If you need to compress large files on a machine with a low powered multi-core machine, the fastest compression might be suitable. pigz compressed the 537MB tarball to 134MB in a whisker under 1.7 seconds. Most of the other tools shaved the tarball to around 100MB, and lrzip compressed the file to a mere 90MB.
Methodology used for the tests
We took a 537MB tarball of a popular source package. The tarball was copied to RAM (/dev/shm), and the tests ran in RAM on a quad-core CPU without hyper-threading (Core i5-2500K), with no X server running, and under negligible load.
Each test was run three times with the latest version (at the time of writing) of each multi-core compression tool. The average results are recorded in the charts above. The tests show the relative difference between the multi-core compression tools. They are for indicative purposes only.
With Best Compression
The time taken to complete this test using the best compression option varies significantly within our group of tools. The fastest software is lbzip2 and pigz, both completing the task in under 9 seconds.
plzip is the slowest of the group taking nearly 100 seconds.
If space is paramount, pxz, plzip, pixz and lrzip offer impressive compression ratios. But pxz and pixz are quicker to complete.
Recent versions of pigz include the Zopfli engine which achieves higher compression than other zlib implementations but takes much longer to complete the compression. pigz uses Zopfli with the -11 flag.

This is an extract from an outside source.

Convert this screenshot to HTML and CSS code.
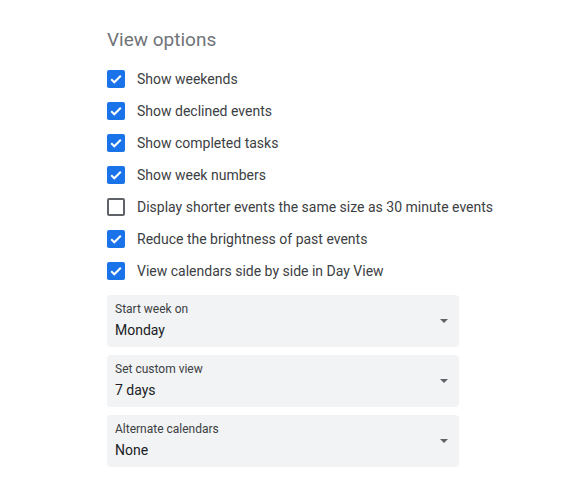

Using Zopfli, pigz takes a whopping 14 minutes 25 seconds to complete the test. And while the compression ratio is better, the compressed file weights in at 104MB (as opposed to 109MB with the -9 flag). That’s still larger than the output from most of the multi-core tools with their fastest compression option.
pxz also has an extreme option which is triggered with the -e flag. Using the extreme option is designed to improve the compression ratio by using more CPU time. But compression ratio wasn’t improved in our tests. With the -9 flag, the tarball is 62MB. Yet, using the -e flag, the tarball was 65MB. We’ll need to run more tests to determine if this is just an anomaly.
Methodology used for the tests
We took a 537MB tarball of a popular source package. The tarball was copied to RAM (/dev/shm), and the tests ran in RAM on a quad-core CPU without hyper-threading (Core i5-2500K), with no X server running, and under negligible load.
Each test was run three times with the latest version (at the time of writing) of each multi-core compression tool. The average results are recorded in the charts above. The tests show the relative difference between the multi-core compression tools. They are for indicative purposes only.
Long Range Zip (Lrzip)
Lrzip uses an extended version of rzip, which does a first pass long distance redundancy reduction. It uniquely offers a good range of compression methods:
- LZMA (the default algorithm) – this is the Lempel–Ziv–Markov chain algorithm.
- ZPAQ – designed for user-level backups.
- LZO – Lempel–Ziv–Oberhume.
- gzip – based on the DEFLATE algorithm, which is a combination of LZ77 and Huffman coding.
- bzip2 – compression program that uses the Burrows–Wheeler algorithm.
When it comes to the size of the compressed tarball, zpaq offers the best compression.
Methodology used for the tests
We took a 537MB tarball of a popular source package. The tarball was copied to RAM (/dev/shm), and the tests ran in RAM on a quad-core CPU without hyper-threading (Core i5-2500K), with no X server running, and under negligible load.
Each test was run three times with the latest version (at the time of writing) of each multi-core compression tool. The average results are recorded in the charts above. The tests show the relative difference between the multi-core compression tools. They are for indicative purposes only.